Bien que désormais hébergés par Listenable suite à l'arrêt (ou presque) d'Holy Records, les Nordistes demeurent toutefois indissociables de ce dernier qui, mû par un constant souci d'originalité et une exigeance admirable, nous a fait découvrir bon nombre de formations extrêmement personnelles et résolument à part, de Stille Volk à Elend, de Yearning à Orphaned Land. Les productions maison ne ressemblaient donc (souvent) à nulle autre.
Un peu à l'image de celles fabriquées par S.U.P. et son faux frère-jumeau Supuration, oeuvres uniques dépassant le cadre du simple disque en cela qu'elles confinent à une forme de création totale, aussi bien sonore, visuelle que conceptuelle. Admiré(s) par certains, ignorés par d'autres, leurs projets n'ont laissé personne indifférent. Or, depuis Angelus et sans gommer cette identité qui n'appartient qu'à eux, le quatuor surprend moins désormais. Peut-être est-ce dû à cette influence "paradiselostienne" qui fait maintenant plus qu'affleurer à la surface d'une musique certes toujours aussi glaciale et pourtant plus accessible.
Après la parenthèse Supuration que ses membres rouvrent tous les dix ans et refermée après Incubation, S.U.P. revient deux ans plus tard avec Imago qui confirme cette lisibilité créatrice. Là ou Room Seven et Chronophobia s'apparentaient à des dédales déshumanisés, ce nouvel opus semble presque, non pas linéaire, mais (faussement) facile à appréhender. Comme échappé d'un disque de la bande de Nick Holmes période One Second, "From Blood Of Chrysalis" installe il est vrai l'auditeur dans un cocon rassurant.
Pourtant, dès "Insect Drug", Imago ouvre sa froide intimité, celle de ce concept comme seuls les Nordistes ont le secret, basé sur l'histoire d'un scientifique qui découvre une drogue conçue à partir d'une molécule de papillon, qu'il teste sur lui-même au point de finir par se transformer en insecte. De fait, on suit l'opus comme un récit toujours passionnant où éclate la maîtrise des atmosphères.
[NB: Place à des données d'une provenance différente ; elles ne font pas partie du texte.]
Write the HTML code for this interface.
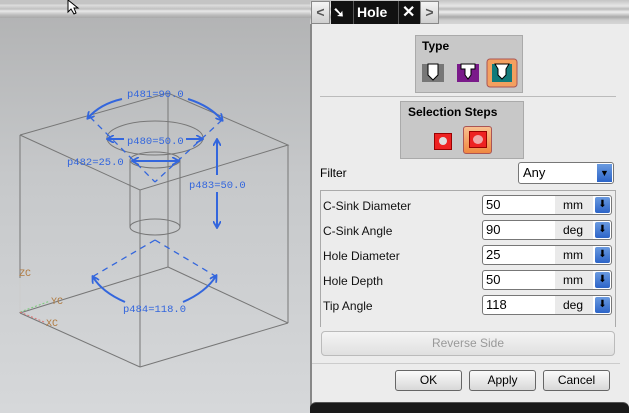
<!DOCTYPE html>
<html><head><style>
*{margin:0;padding:0;box-sizing:border-box}
body{width:629px;height:413px;overflow:hidden;position:relative;font-family:"Liberation Sans",sans-serif;font-size:12px;background:#c0c1c2}
.abs{position:absolute}
.lbl{position:absolute;left:323px;font-size:12px;color:#111}
.inp{position:absolute;left:482px;width:130px;height:20px;border:1px solid #777;border-radius:3px;background:#fff;font-size:13px;padding-left:3px;line-height:18px}
.inp .u{position:absolute;left:72px;top:0;width:38px;height:18px;background:#eaeaea;padding-left:8px;font-size:12px}
.inp .b{position:absolute;right:1px;top:1px;width:15px;height:16px;background:linear-gradient(#6a9ae0,#2c64c8);border-radius:2px;color:#000;font-size:10px;text-align:center;line-height:16px}
.btn{position:absolute;top:370px;height:21px;border:1px solid #666;border-radius:3px;background:linear-gradient(#fafafa,#d8d8d8);text-align:center;line-height:19px;font-size:12px}
</style></head><body>
<div class="abs" style="left:0;top:0;width:311px;height:18px;background:linear-gradient(#c4c4c4,#c4c4c4 4px,#dedede 5px,#c0c0c0 9px,#e8e8e8 11px,#bcbcbc 15px,#a8a8a8 18px)"></div>
<div class="abs" style="left:0;top:18px;width:311px;height:395px;background:linear-gradient(#b3b4b5,#c6c8ca 40%,#d6d8da 100%)"></div>
<svg class="abs" style="left:0;top:0" width="311" height="413">
<defs><marker id="ah" markerWidth="8" markerHeight="8" refX="6" refY="4" orient="auto" markerUnits="userSpaceOnUse"><path d="M0 0 L7 4 L0 8" fill="none" stroke="#3366dd" stroke-width="1.8"/></marker></defs>
<g stroke="#777" stroke-width="1" fill="none">
<polyline points="20,135 168,93 288,145 140,190 20,135"/>
<line x1="20" y1="135" x2="20" y2="313"/><line x1="140" y1="190" x2="140" y2="367"/><line x1="288" y1="145" x2="288" y2="323"/>
<line x1="20" y1="313" x2="140" y2="367"/><line x1="140" y1="367" x2="288" y2="323"/>
<line x1="168" y1="93" x2="168" y2="267"/><line x1="168" y1="267" x2="20" y2="313"/><line x1="168" y1="267" x2="288" y2="323"/>
<ellipse cx="155" cy="138" rx="48" ry="17"/>
<ellipse cx="155" cy="160" rx="25" ry="8"/>
<ellipse cx="155" cy="227" rx="25" ry="8"/>
<line x1="130" y1="160" x2="130" y2="227"/><line x1="180" y1="160" x2="180" y2="227"/>
</g>
<g stroke="#3366dd" stroke-width="1.3" fill="none" stroke-dasharray="6,5">
<line x1="90" y1="117" x2="155" y2="182"/><line x1="222" y1="120" x2="155" y2="182"/>
<line x1="155" y1="240" x2="92" y2="277"/><line x1="155" y1="240" x2="217" y2="277"/>
</g>
<g stroke="#3366dd" stroke-width="2" fill="none" marker-end="url(#ah)">
<path d="M122 99 Q100 104 88 118"/><path d="M188 99 Q210 106 222 120"/>
<path d="M125 302 Q102 292 93 277"/><path d="M183 302 Q206 292 216 276"/>
<line x1="124" y1="139" x2="108" y2="139"/><line x1="186" y1="139" x2="202" y2="139"/>
<line x1="155" y1="161" x2="133" y2="161"/><line x1="155" y1="161" x2="178" y2="161"/>
<line x1="217" y1="175" x2="217" y2="140"/><line x1="217" y1="192" x2="217" y2="227"/>
</g>
<g fill="#3366dd" font-family="Liberation Mono,monospace" font-size="10.5">
<text x="127" y="97">p481=90.0</text><text x="127" y="144">p480=50.0</text>
<text x="67" y="165">p482=25.0</text><text x="189" y="188">p483=50.0</text>
<text x="123" y="312">p484=118.0</text>
</g>
<g fill="#b07a40" font-family="Liberation Mono,monospace" font-size="10"><text x="19" y="276">ZC</text><text x="51" y="304">YC</text><text x="46" y="326">XC</text></g>
<line x1="20" y1="312" x2="50" y2="301" stroke="#7c7" stroke-dasharray="2,2"/><line x1="20" y1="312" x2="44" y2="322" stroke="#d77" stroke-dasharray="2,2"/>
<line x1="20" y1="278" x2="20" y2="312" stroke="#ccc"/>
<path d="M68 0 L68 12 L71 9 L74 14 L76 13 L74 8 L78 8 Z" fill="#fff" stroke="#000"/>
</svg>
<!-- dialog -->
<div class="abs" style="left:310px;top:0;width:319px;height:25px;background:linear-gradient(#c4c4c4,#e6e6e6 6px,#bbb 9px,#eee 12px,#aaa 17px,#ccc 20px,#d8d8d8 25px)"></div>
<div class="abs" style="left:311px;top:1px;width:19px;height:23px;background:linear-gradient(#f4f4f4,#cfcfcf);border:1px solid #888;color:#555;font-weight:bold;text-align:center;line-height:21px;font-size:14px">&lt;</div>
<div class="abs" style="left:331px;top:1px;width:89px;height:23px;background:#111"></div>
<div class="abs" style="left:333px;top:1px;color:#fff;font-size:14px;font-weight:bold;line-height:23px">➘</div>
<div class="abs" style="left:353px;top:1px;width:1px;height:23px;background:#555"></div>
<div class="abs" style="left:357px;top:1px;color:#fff;font-size:14px;font-weight:bold;line-height:23px">Hole</div>
<div class="abs" style="left:398px;top:1px;width:1px;height:23px;background:#555"></div>
<div class="abs" style="left:402px;top:1px;color:#fff;font-size:16px;font-weight:bold;line-height:23px">✕</div>
<div class="abs" style="left:420px;top:1px;width:19px;height:23px;background:linear-gradient(#f4f4f4,#cfcfcf);border:1px solid #888;color:#555;font-weight:bold;text-align:center;line-height:21px;font-size:14px">&gt;</div>
<div class="abs" style="left:310px;top:24px;width:319px;height:389px;background:#ececec;border-left:2px solid #888"></div>
<div class="abs" style="left:415px;top:35px;width:108px;height:58px;background:#c8c8c8;border:1px solid #aaa"></div>
<div class="abs" style="left:422px;top:39px;font-weight:bold;font-size:12px">Type</div>
<svg class="abs" style="left:420px;top:58px" width="100" height="30">
<rect x="2" y="6" width="22" height="18" fill="#777"/><path d="M8 6 V17 L13 22 L18 17 V6 Z" fill="#fff" stroke="#000"/>
<rect x="37" y="6" width="22" height="18" fill="#7a1a8a"/><path d="M41 6 H55 V11 H51 V17 L48 21 L45 17 V11 H41 Z" fill="#fff" stroke="#000"/>
<rect x="67" y="1" width="30" height="28" rx="3" fill="#f3a060" stroke="#a55"/>
<rect x="72" y="6" width="20" height="18" fill="#127a7a"/><path d="M75 6 H89 L86 11 V17 L82 21 L78 17 V11 Z" fill="#fff" stroke="#000"/>
</svg>
<div class="abs" style="left:320px;top:96px;width:296px;height:1px;background:#bbb"></div>
<div class="abs" style="left:400px;top:101px;width:124px;height:58px;background:#c8c8c8;border:1px solid #aaa"></div>
<div class="abs" style="left:408px;top:105px;font-weight:bold;font-size:12px">Selection Steps</div>
<div class="abs" style="left:434px;top:133px;width:18px;height:17px;background:#e22;border:1px solid #900"></div>
<div class="abs" style="left:439px;top:137px;width:8px;height:8px;background:#ddd;border-radius:50%"></div>
<div class="abs" style="left:463px;top:126px;width:29px;height:28px;background:linear-gradient(#f8c090,#f08840);border:1px solid #a55;border-radius:3px"></div>
<div class="abs" style="left:469px;top:131px;width:18px;height:17px;background:#e22;border:1px solid #900"></div>
<div class="abs" style="left:473px;top:135px;width:10px;height:9px;background:#eaa;border-radius:50%"></div>
<div class="abs" style="left:320px;top:166px;font-size:12px">Filter</div>
<div class="abs" style="left:518px;top:162px;width:96px;height:22px;background:#fff;border:1px solid #777;border-radius:3px;font-size:13px;padding-left:4px;line-height:20px">Any<div style="position:absolute;right:1px;top:1px;width:15px;height:18px;background:linear-gradient(#6a9ae0,#2c64c8);color:#000;font-size:9px;text-align:center;line-height:18px">▼</div></div>
<div class="abs" style="left:320px;top:190px;width:296px;height:137px;border:1px solid #aaa;border-bottom:none"></div>
<div class="lbl" style="top:199px">C-Sink Diameter</div><div class="inp" style="top:195px">50<div class="u">mm</div><div class="b">⬇</div></div>
<div class="lbl" style="top:224px">C-Sink Angle</div><div class="inp" style="top:220px">90<div class="u">deg</div><div class="b">⬇</div></div>
<div class="lbl" style="top:249px">Hole Diameter</div><div class="inp" style="top:245px">25<div class="u">mm</div><div class="b">⬇</div></div>
<div class="lbl" style="top:274px">Hole Depth</div><div class="inp" style="top:270px">50<div class="u">mm</div><div class="b">⬇</div></div>
<div class="lbl" style="top:299px">Tip Angle</div><div class="inp" style="top:295px">118<div class="u">deg</div><div class="b">⬇</div></div>
<div class="abs" style="left:321px;top:331px;width:294px;height:25px;border:1px solid #bbb;border-radius:4px;background:linear-gradient(#f4f4f4,#e0e0e0);text-align:center;line-height:23px;color:#999">Reverse Side</div>
<div class="abs" style="left:312px;top:363px;width:308px;height:1px;background:#ccc"></div>
<div class="btn" style="left:395px;width:67px">OK</div>
<div class="btn" style="left:469px;width:67px">Apply</div>
<div class="btn" style="left:543px;width:67px">Cancel</div>
<div class="abs" style="left:310px;top:402px;width:319px;height:11px;background:#1a1a1a;border-radius:6px 6px 0 0;border-top:1px solid #555"></div>
</body></html>
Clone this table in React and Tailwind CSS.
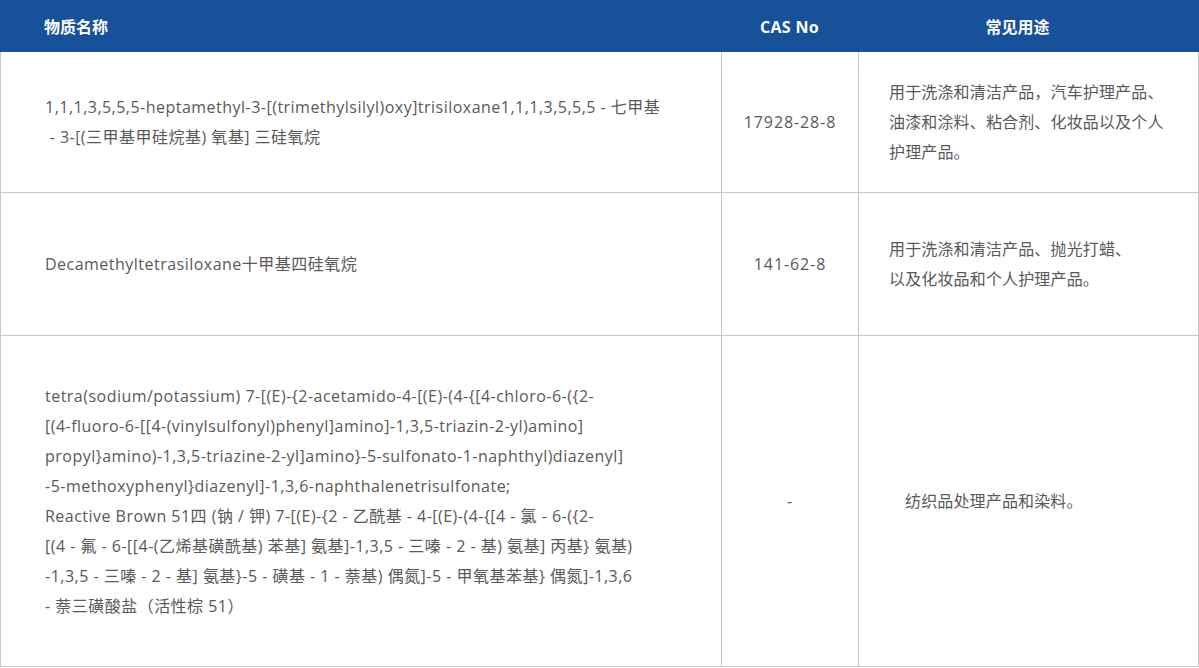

Comment rester de marbre devant la palette émotionnelle servant à distinguer les différents stades de la narration, les aplats tour à tour hypnotiques ("Hybrid State" et ses nappes enveloppantes), sombres ("The Deformed Army"), étranges et aux confins d'une coldwave organique ("Liquid Flows"), jusqu'à l'envol final symbolisé par cet instrumental éponyme tout en progression et vibrant d'une beauté teintée d'un désespoir absolu qui vous hantera longtemps après l'écoute achevée ?
Si sa variété ne nuit jamais à sa grande uniformité, Imago est un album dense et ramassé, compact et néanmoins posé et dont l'incontestable griffe de ses auteurs est inscrite dans sa (nouvelle) chair. Après avoir replongé dans les méandres du Death Metal le temps d'une Incubation meurtrie, le groupe renoue pour notre plus grand plaisir avec un metal où les atmosphères priment sur la brutalité.